Daneben wird das Radioteleskop in O’Higgins auch vom DLR zum Datenempfang von Satelliten verwendet, die sich gerade über dem Südpol aufhalten. Eine positive Folge des relativ nördlichen Standortes ist das vergleichsweise milde Klima. Im antarktischen Sommer, von Oktober bis März, liegen die Temperaturen meist knapp über null Grad. Wirklich gemütlich ist es jedoch trotzdem nur selten, da es fast immer sehr windig ist. Windgeschwindigkeiten über 100 km/h werden, insbesondere im Winter, an mehreren dutzenden Tagen im Jahr erreicht und können teilweise Werte von über 200 km/h erreichen.

Nicht nur die Bedingungen vor Ort können fordernd sein, bereits die Anreise zur Antarktisstation gleicht einem kleinen Abenteuer. Bis zur chilenischen Stadt Punta Arenas, die Ausgangspunkt für viele Antarktisexpeditionen ist, verläuft die Reise noch recht bequem per Linienflugzeug. Nachdem dort die letzte Ausrüstung in Form von einigen Lebensmittel angeschafft wurde, beginnt jedoch der beschwerliche Teil der Reise.

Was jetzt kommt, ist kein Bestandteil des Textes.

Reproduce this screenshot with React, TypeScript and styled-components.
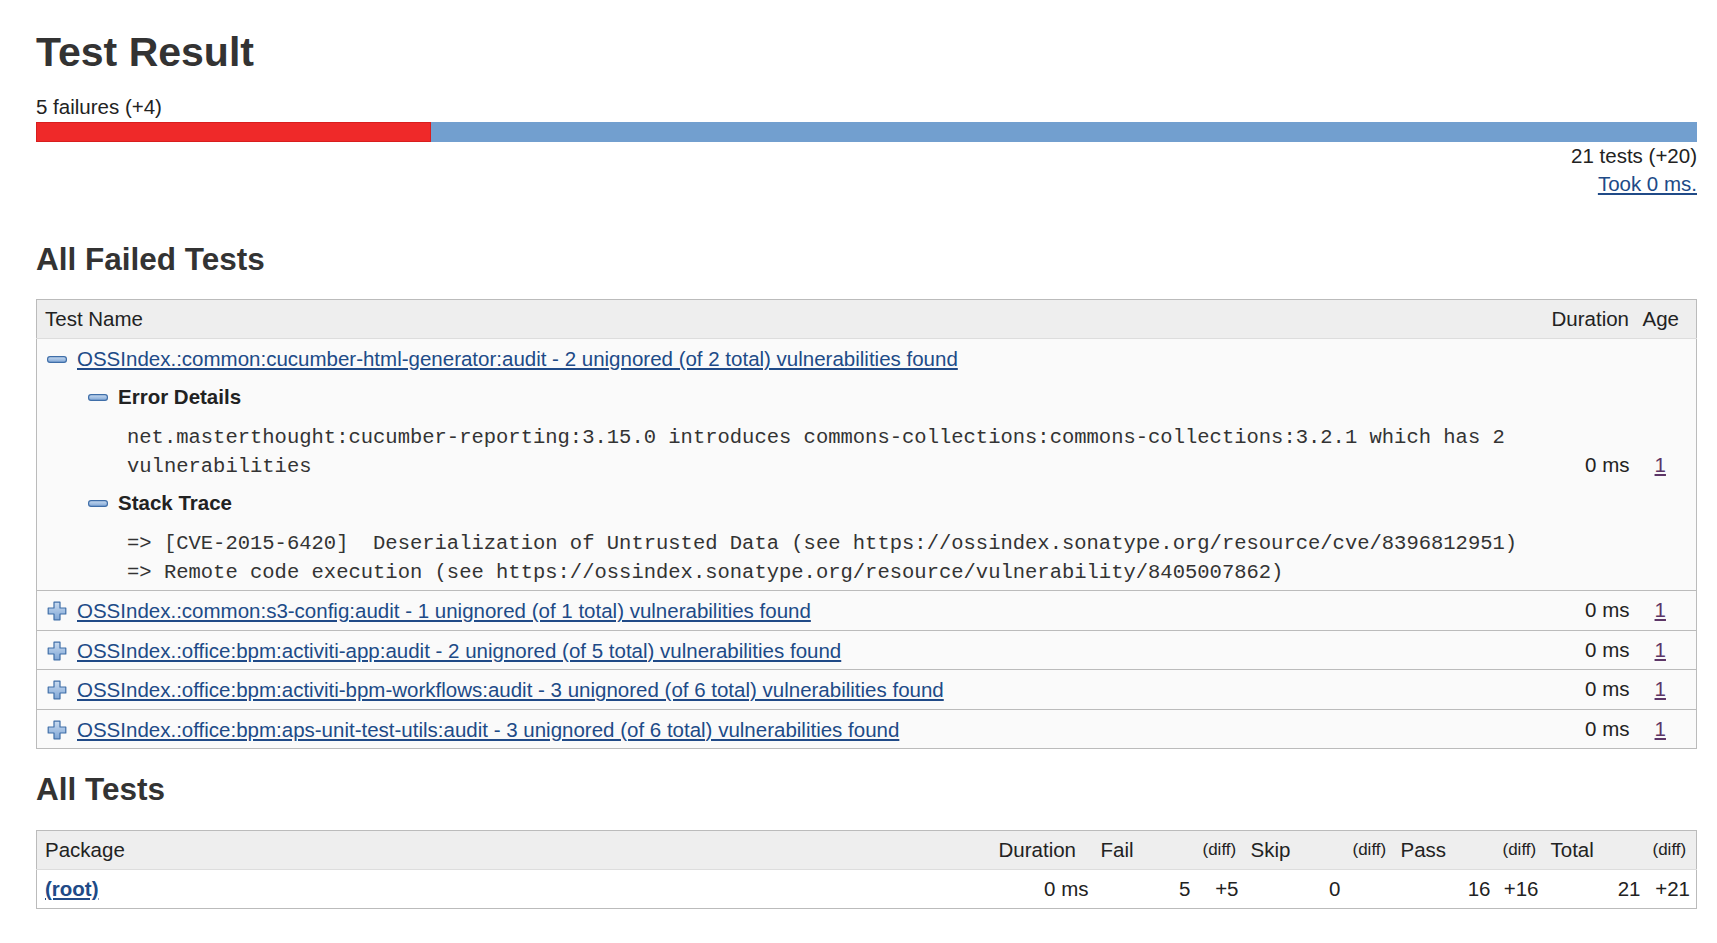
import React from "react";
import styled, { createGlobalStyle } from "styled-components";

const GlobalStyle = createGlobalStyle`
  html, body { margin: 0; padding: 0; background: #fff; }
  body {
    font-family: "Liberation Sans", Arial, Helvetica, sans-serif;
    font-size: 20.5px;
    color: #333;
  }
`;

const Page = styled.main`
  padding: 28px 20px 40px 36px;
`;

const Title = styled.h1`
  margin: 0;
  font-size: 41px;
  line-height: 48px;
  font-weight: bold;
  color: #333;
`;

const Summary = styled.div`
  margin-top: 19px;
  line-height: 24px;
  color: #222;
`;

const Bar = styled.div`
  display: flex;
  height: 20px;
  margin-top: 3px;
  background: #729fcf;
`;

const BarFail = styled.div`
  height: 100%;
  box-sizing: border-box;
  background: #ef2929;
  border: 1px solid #d81e1e;
`;

const RightLine = styled.div<{ $gap: number }>`
  text-align: right;
  line-height: 24px;
  margin-top: ${(p) => p.$gap}px;
  color: #222;
`;

const Link = styled.a<{ $bold?: boolean; $visited?: boolean }>`
  color: ${(p) => (p.$visited ? "#5c3566" : "#204a87")};
  text-decoration: underline;
  font-weight: ${(p) => (p.$bold ? "bold" : "normal")};
`;

const SectionTitle = styled.h2<{ $top: number; $bottom: number }>`
  margin: ${(p) => p.$top}px 0 ${(p) => p.$bottom}px;
  font-size: 31.5px;
  line-height: 36px;
  font-weight: bold;
  color: #333;
`;

const Pane = styled.table`
  width: 100%;
  table-layout: fixed;
  border-collapse: collapse;
  border: 1px solid #bbb;
`;

const Col = styled.col<{ $w?: number }>`
  width: ${(p) => (p.$w ? `${p.$w}px` : "auto")};
`;

const HeadCell = styled.th<{ $first?: boolean; $small?: boolean; $left?: number }>`
  background: #eee;
  font-weight: normal;
  text-align: left;
  white-space: nowrap;
  color: #222;
  height: 39px;
  box-sizing: border-box;
  padding: 0 6px 0 ${(p) => p.$left ?? (p.$first ? 8 : 6)}px;
  font-size: ${(p) => (p.$small ? "17px" : "20.5px")};
  line-height: 24px;
  border-bottom: 1px solid #ddd;
`;

const Row = styled.tr<{ $shade?: boolean }>`
  background: ${(p) => (p.$shade ? "#fafafa" : "#fff")};
  border-top: 1px solid #bbb;
`;

const NameCell = styled.td<{ $bottom: number }>`
  vertical-align: top;
  padding: 8px 6px ${(p) => p.$bottom}px 10px;
  line-height: 24px;
`;

const NumCell = styled.td`
  text-align: right;
  vertical-align: middle;
  white-space: nowrap;
  padding: 0 6px;
  line-height: 24px;
  color: #222;
`;

const AgeCell = styled.td`
  text-align: center;
  vertical-align: middle;
  padding: 0 18px 0 7px;
  line-height: 24px;
`;

const PackageCell = styled.td`
  padding: 7px 6px 7px 8px;
  line-height: 24px;
`;

const Toggle = styled.div`
  display: flex;
  align-items: center;
  gap: 10px;
`;

const DetailBlock = styled.div`
  margin-left: 41px;
`;

const DetailHeading = styled.h3<{ $top: number }>`
  margin: ${(p) => p.$top}px 0 0;
  display: flex;
  align-items: center;
  gap: 10px;
  font-size: 20.5px;
  line-height: 24px;
  font-weight: bold;
  color: #222;
`;

const Trace = styled.pre<{ $wrap?: boolean; $top: number }>`
  margin: ${(p) => p.$top}px 0 0 39px;
  font-family: "Liberation Mono", "Courier New", monospace;
  font-size: 20.5px;
  line-height: 28.5px;
  color: #333;
  white-space: ${(p) => (p.$wrap ? "pre-wrap" : "pre")};
`;

const IconBox = styled.span`
  display: inline-flex;
  flex: none;
`;

const MinusIcon = () => (
  <IconBox>
    <svg width="20" height="7" viewBox="0 0 20 7">
      <defs>
        <linearGradient id="minusFill" x1="0" y1="0" x2="0" y2="1">
          <stop offset="0" stopColor="#c9dbf0" />
          <stop offset="1" stopColor="#7fa6d6" />
        </linearGradient>
      </defs>
      <rect x="0.6" y="0.6" width="18.8" height="5.8" rx="2.4" fill="url(#minusFill)" stroke="#3f6ea8" strokeWidth="1.2" />
    </svg>
  </IconBox>
);

const PlusIcon = () => (
  <IconBox>
    <svg width="20" height="20" viewBox="0 0 20 20">
      <defs>
        <linearGradient id="plusFill" x1="0" y1="0" x2="0" y2="1">
          <stop offset="0" stopColor="#c9dbf0" />
          <stop offset="1" stopColor="#7fa6d6" />
        </linearGradient>
      </defs>
      <path
        d="M7 1.2 H13 V7 H18.8 V13 H13 V18.8 H7 V13 H1.2 V7 H7 Z"
        fill="url(#plusFill)"
        stroke="#3f6ea8"
        strokeWidth="1.2"
        strokeLinejoin="round"
      />
    </svg>
  </IconBox>
);

const collapsed = [
  "OSSIndex.:common:s3-config:audit - 1 unignored (of 1 total) vulnerabilities found",
  "OSSIndex.:office:bpm:activiti-app:audit - 2 unignored (of 5 total) vulnerabilities found",
  "OSSIndex.:office:bpm:activiti-bpm-workflows:audit - 3 unignored (of 6 total) vulnerabilities found",
  "OSSIndex.:office:bpm:aps-unit-test-utils:audit - 3 unignored (of 6 total) vulnerabilities found",
];

const errorText =
  "net.masterthought:cucumber-reporting:3.15.0 introduces commons-collections:commons-collections:3.2.1 which has 2 vulnerabilities";

const stackText =
  "=> [CVE-2015-6420]  Deserialization of Untrusted Data (see https://ossindex.sonatype.org/resource/cve/8396812951)\n=> Remote code execution (see https://ossindex.sonatype.org/resource/vulnerability/8405007862)";

const allCols = [102, 102, 48, 102, 48, 102, 48, 102, 50];
const allHeads: { label: string; small?: boolean }[] = [
  { label: "Duration" },
  { label: "Fail" },
  { label: "(diff)", small: true },
  { label: "Skip" },
  { label: "(diff)", small: true },
  { label: "Pass" },
  { label: "(diff)", small: true },
  { label: "Total" },
  { label: "(diff)", small: true },
];
const allValues = ["0 ms", "5", "+5", "0", "", "16", "+16", "21", "+21"];

export default function App() {
  const failShare = (5 / 21) * 100;
  return (
    <>
      <GlobalStyle />
      <Page>
        <Title>Test Result</Title>
        <Summary>5 failures (+4)</Summary>
        <Bar>
          <BarFail style={{ width: `${failShare}%` }} />
        </Bar>
        <RightLine $gap={2}>21 tests (+20)</RightLine>
        <RightLine $gap={4}>
          <Link href="#">Took 0 ms.</Link>
        </RightLine>

        <SectionTitle $top={45} $bottom={22}>All Failed Tests</SectionTitle>
        <Pane>
          <colgroup>
            <Col />
            <Col $w={90} />
            <Col $w={61} />
          </colgroup>
          <thead>
            <tr>
              <HeadCell $first>Test Name</HeadCell>
              <HeadCell>Duration</HeadCell>
              <HeadCell $left={7}>Age</HeadCell>
            </tr>
          </thead>
          <tbody>
            <Row $shade>
              <NameCell $bottom={3}>
                <Toggle>
                  <MinusIcon />
                  <Link href="#">
                    OSSIndex.:common:cucumber-html-generator:audit - 2 unignored (of 2 total) vulnerabilities found
                  </Link>
                </Toggle>
                <DetailBlock>
                  <DetailHeading $top={14}>
                    <MinusIcon />
                    Error Details
                  </DetailHeading>
                  <Trace $wrap $top={15}>{errorText}</Trace>
                  <DetailHeading $top={10}>
                    <MinusIcon />
                    Stack Trace
                  </DetailHeading>
                  <Trace $top={15}>{stackText}</Trace>
                </DetailBlock>
              </NameCell>
              <NumCell>0 ms</NumCell>
              <AgeCell>
                <Link href="#" $visited>1</Link>
              </AgeCell>
            </Row>
            {collapsed.map((name) => (
              <Row $shade key={name}>
                <NameCell $bottom={6.5}>
                  <Toggle>
                    <PlusIcon />
                    <Link href="#">{name}</Link>
                  </Toggle>
                </NameCell>
                <NumCell>0 ms</NumCell>
                <AgeCell>
                  <Link href="#" $visited>1</Link>
                </AgeCell>
              </Row>
            ))}
          </tbody>
        </Pane>

        <SectionTitle $top={22} $bottom={23}>All Tests</SectionTitle>
        <Pane>
          <colgroup>
            <Col />
            {allCols.map((w, i) => (
              <Col key={i} $w={w} />
            ))}
          </colgroup>
          <thead>
            <tr>
              <HeadCell $first>Package</HeadCell>
              {allHeads.map((h, i) => (
                <HeadCell key={i} $small={h.small}>
                  {h.label}
                </HeadCell>
              ))}
            </tr>
          </thead>
          <tbody>
            <Row>
              <PackageCell>
                <Link href="#" $bold>(root)</Link>
              </PackageCell>
              {allValues.map((v, i) => (
                <NumCell key={i}>{v}</NumCell>
              ))}
            </Row>
          </tbody>
        </Pane>
      </Page>
    </>
  );
}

Von Punta Arenas aus gilt es die letzte Zwischenstation ca. 150 Kilometer vor dem antarktischen Festland zu erreichen: King George Island. Aufgrund der benötigten Frachtmenge kann letztlich nur auf zwei Wegen dorthin gelangen, entweder als Mitreisender in einem Transportflugzeug oder in einem Schiff des chilenischen Militärs. In beiden Fällen ist nicht nur das Maß an Komfort überschaubar, sondern der Zeitpunkt der Abreise sehr stark abhängig von den Wetterbedingungen und entsprechend kaum planbar. Angekommen in der Basis auf King George Island heißt es dann zumeist Warten. Für den letzten Abschnitt der Anreise, per Hubschrauber, Kleinflugzeug oder Versorgungsschiff, ist gutes Wetter ebenso unabdingbar. So kann es im schlechtesten Fall sein – wie unlängst einigen Kollegen Bachems ergangen – dass die Techniker und Wissenschaftler hier mehrere Wochen in einer Baracke ausharren und sich permanent zur Weiterreise bereit halten müssen.

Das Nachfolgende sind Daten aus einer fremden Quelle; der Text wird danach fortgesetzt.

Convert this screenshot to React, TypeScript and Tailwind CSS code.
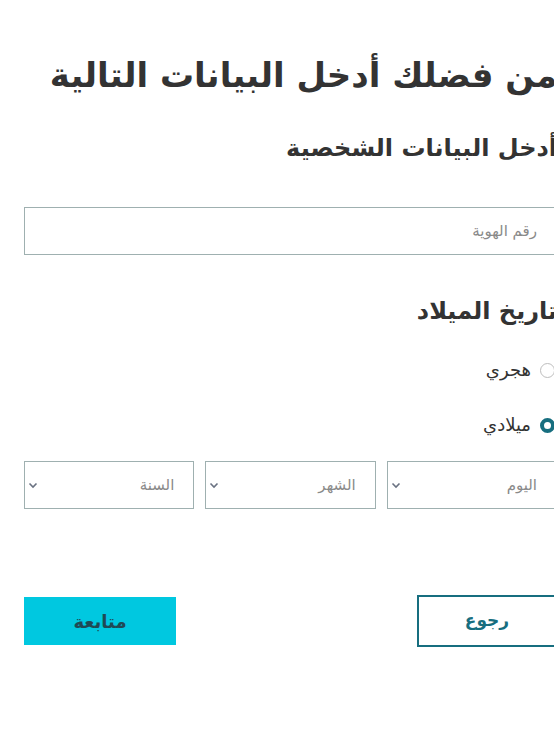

Endlich auf der Station O’Higgins angekommen beginnt die eigentliche Arbeit. Zwar können die Messsysteme inzwischen von Deutschland aus gesteuert werden, aber zumindest einmal im Jahr müssen sie gewartet, in Stand gesetzt und zuweilen auch ausgetauscht werden. Natürlich ist es für den einzelnen Menschen bei so vielen verschiedenen, teils hochkomplizierten Geräten kaum möglich, sie bei jedem Defekt so ohne weiteres zu reparieren. Daher muss sich Bachem für die Behebung von Fehlern oft mit den Herstellern oder auch den Kollegen in Wettzell in Verbindung setzen, um gemeinsam Fehler zu ermitteln und Schritt für Schritt zu beheben.

In der wenigen Freizeit, die den Mitarbeitern in der Antarktis bleibt, haben sie in der Wohnküche die Möglichkeit Musik zu hören, mitgebrachte Filme anzuschauen oder einfach mit den Kollegen gesellig beim selbst gekochten Abendessen zusammen zu sitzen. Hin und wieder erhalten sie Einladungen oder Besuch der unmittelbar benachbarten chilenischen Forschungstation oder seltener auch von anderen Wissenschaftlern aus der ganzen Welt. Außerdem gibt es noch ganz besondere Nachbarn auf der Schmidt-Halbinsel. Hunderte von Pinguinen, hauptsächlich Eselspinguine, halten sich während der Sommermonate dort auf. Zwar muss jeder Forscher der die Antarktis bereist an einer Schulung zum Schutz der empfindlichen Ökosysteme teilnemen, wo auch gelehrt wird, sich den Pinguinen nicht zu nähern. Allerdings scheine man vergessen zu haben, dies auch den Pinguinen beizubringen. Insbesondere die jugendlichen Exemplare zeigen keinerlei Scheu vor Menschen und watscheln neugierig überall auf dem Stationsgelände herum. Und so gehören neben dem Brummen der Stromgeneratoren auch die Schreie der Pinguine zum Alltag auf einer Antarktisstation.